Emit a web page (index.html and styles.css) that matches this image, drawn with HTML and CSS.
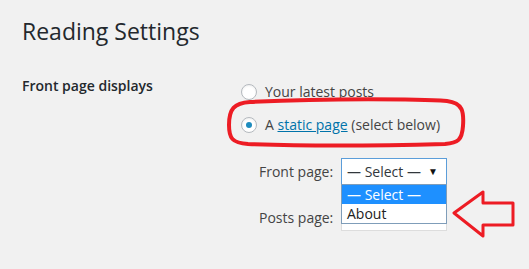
FILE: index.html
```html
<!DOCTYPE html>
<html lang="en">
<head>
    <meta charset="UTF-8">
    <title>Reading Settings</title>
    <link rel="stylesheet" href="styles.css">
</head>
<body>
<div class="wrap">
    <h1>Reading Settings</h1>
    <div class="form-row">
        <div class="row-label">Front page displays</div>
        <div class="row-field">
            <label class="choice"><span class="radio"></span>Your latest posts</label>
            <label class="choice"><span class="radio checked"></span>A&nbsp;<a href="#">static page</a>&nbsp;(select below)</label>
            <div class="page-pick">
                <div class="pick-row">
                    <span class="pick-label">Front page:</span>
                    <div class="select-holder">
                        <div class="select open">— Select —<span class="caret">▼</span></div>
                        <ul class="dropdown">
                            <li class="active">— Select —</li>
                            <li>About</li>
                        </ul>
                    </div>
                </div>
                <div class="pick-row">
                    <span class="pick-label">Posts page:</span>
                    <div class="select ghost"></div>
                </div>
            </div>
        </div>
    </div>
</div>

<!-- red annotation marks -->
<svg class="marks" width="529" height="269" viewBox="0 0 529 269">
    <path d="M250 102 C330 98 420 99 447 101 C463 103 464 112 463 126 C462 140 458 143 445 144 C370 146 300 146 248 144 C232 143 229 138 229 125 C229 109 234 103 250 102 Z" />
    <path d="M454 213 L483 192 L483 203 L513 203 L513 225 L483 225 L483 236 Z" />
</svg>
</body>
</html>
```
FILE: styles.css
```css
body {
    margin: 0;
    background-color: #f1f1f1;
    font-family: 'Open Sans', sans-serif;
    font-size: 14px;
    color: #444;
    width: 529px;
    height: 269px;
    overflow: hidden;
    position: relative;
}

.wrap {
    padding: 17px 0 0 22px;
}

h1 {
    margin: 0;
    font-size: 23px;
    font-weight: 400;
    line-height: 29px;
    color: #23282d;
}

.form-row {
    display: grid;
    grid-template-columns: 219px auto;
    margin-top: 30px;
}

.row-label {
    font-weight: 600;
    color: #23282d;
    line-height: 19px;
}

.row-field {
    padding-top: 6px;
}

.choice {
    display: flex;
    align-items: center;
    height: 19px;
    margin-bottom: 14px;
    line-height: 19px;
}

.choice a {
    color: #0073aa;
}

.radio {
    width: 14px;
    height: 14px;
    border: 1px solid #b4b9be;
    border-radius: 50%;
    background: #fff;
    box-shadow: inset 0 1px 2px rgba(0, 0, 0, 0.07);
    margin-right: 8px;
    position: relative;
}

.radio.checked::after {
    content: '';
    position: absolute;
    left: 4px;
    top: 4px;
    width: 6px;
    height: 6px;
    border-radius: 50%;
    background: #1e8cbe;
}

.page-pick {
    padding-left: 18px;
    padding-top: 10px;
}

.pick-row {
    display: flex;
    align-items: flex-start;
    height: 46px;
}

.pick-label {
    width: 82px;
    padding-top: 4px;
    line-height: 19px;
}

.select-holder {
    position: relative;
}

.select {
    box-sizing: border-box;
    width: 106px;
    height: 27px;
    border: 1px solid #5b9dd9;
    background: #fff;
    color: #32373c;
    padding: 3px 0 0 5px;
    line-height: 19px;
    position: relative;
}

.caret {
    position: absolute;
    right: 8px;
    top: 3px;
    font-size: 10px;
    color: #111;
}

.dropdown {
    position: absolute;
    left: 0;
    top: 26px;
    box-sizing: border-box;
    width: 106px;
    margin: 0;
    padding: 0;
    list-style: none;
    background: #fff;
    border: 1px solid #7f9db9;
    z-index: 2;
}

.dropdown li {
    height: 19px;
    line-height: 19px;
    padding-left: 5px;
    color: #222;
}

.dropdown li.active {
    background: #1e90ff;
    color: #fff;
}

.select.ghost {
    border-color: #ddd;
}

.marks {
    position: absolute;
    left: 0;
    top: 0;
    fill: none;
    stroke: #ed1c24;
    stroke-width: 4;
    stroke-linejoin: round;
}

.marks path + path {
    stroke-width: 3;
}
```
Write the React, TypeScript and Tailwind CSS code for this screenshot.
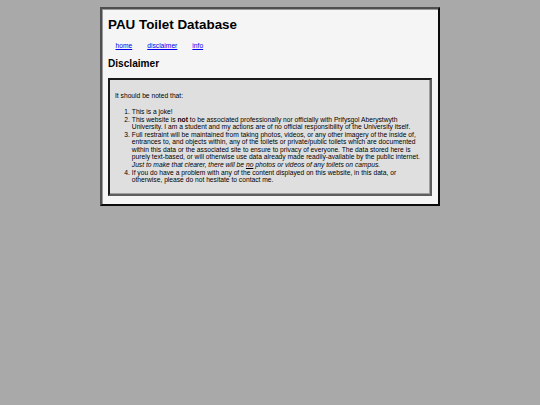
export default function App() {
  return (
    <div className="min-h-[405px] bg-[#a9a9a9] pt-[7px] font-['Liberation_Sans',Arial,sans-serif] text-black">
      <div className="mx-auto w-[340px] border-2 border-t-[#4f4f4f] border-l-[#4f4f4f] border-r-[#0a0a0a] border-b-[#0a0a0a] bg-[#f5f5f5] px-[6px] pb-[8px] shadow-[inset_1px_1px_0_#9a9a9a]">
        <h1 className="mt-[8px] text-[13.4px] font-bold leading-[15px]">PAU Toilet Database</h1>
        <nav className="mt-[10px] flex text-[6.7px] leading-[7.7px]">
          <a href="#" className="px-[7.5px] text-[#0000ee] underline">home</a>
          <a href="#" className="px-[7.5px] text-[#0000ee] underline">disclaimer</a>
          <a href="#" className="px-[7.5px] text-[#0000ee] underline">info</a>
        </nav>
        <h2 className="mt-[8.6px] text-[10.1px] font-bold leading-[11.6px]">Disclaimer</h2>
        <div className="mt-[8px] border-2 border-t-[#1a1a1a] border-l-[#1a1a1a] border-r-[#5e5e5e] border-b-[#5e5e5e] bg-[#dfdfdf] px-[5px] pt-[5px] pb-[4px] text-[6.7px] leading-[7.55px] shadow-[inset_-1px_-1px_0_#a0a0a0]">
          <p className="mt-[6.7px] mb-[9px]">It should be noted that:</p>
          <ol className="mb-[6.7px] list-decimal pl-[16.8px]">
            <li>This is a joke!</li>
            <li>
              This website is <strong>not</strong> to be associated professionally nor officially with Prifysgol Aberystwyth
              <br />
              University. I am a student and my actions are of no official responsibility of the University itself.
            </li>
            <li>
              Full restraint will be maintained from taking photos, videos, or any other imagery of the inside of,
              <br />
              entrances to, and objects within, any of the toilets or private/public toilets which are documented
              <br />
              within this data or the associated site to ensure to privacy of everyone. The data stored here is
              <br />
              purely text-based, or will otherwise use data already made readily-available by the public internet.
              <br />
              <em>
                Just to make that clearer, there will be <u>no</u> photos or videos of <em>any</em> toilets on campus.
              </em>
            </li>
            <li>
              If you do have a problem with any of the content displayed on this website, in this data, or
              <br />
              otherwise, please do not hesitate to contact me.
            </li>
          </ol>
        </div>
      </div>
    </div>
  );
}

= = =

▸ **PROBLEM**
Extract all lines that hold the word "index".

▸ **EXERCISE OUTPUT**
Emit a web page (index.html and styles.css) that matches this image, drawn with HTML and CSS.
FILE: index.html
    z-index: 2;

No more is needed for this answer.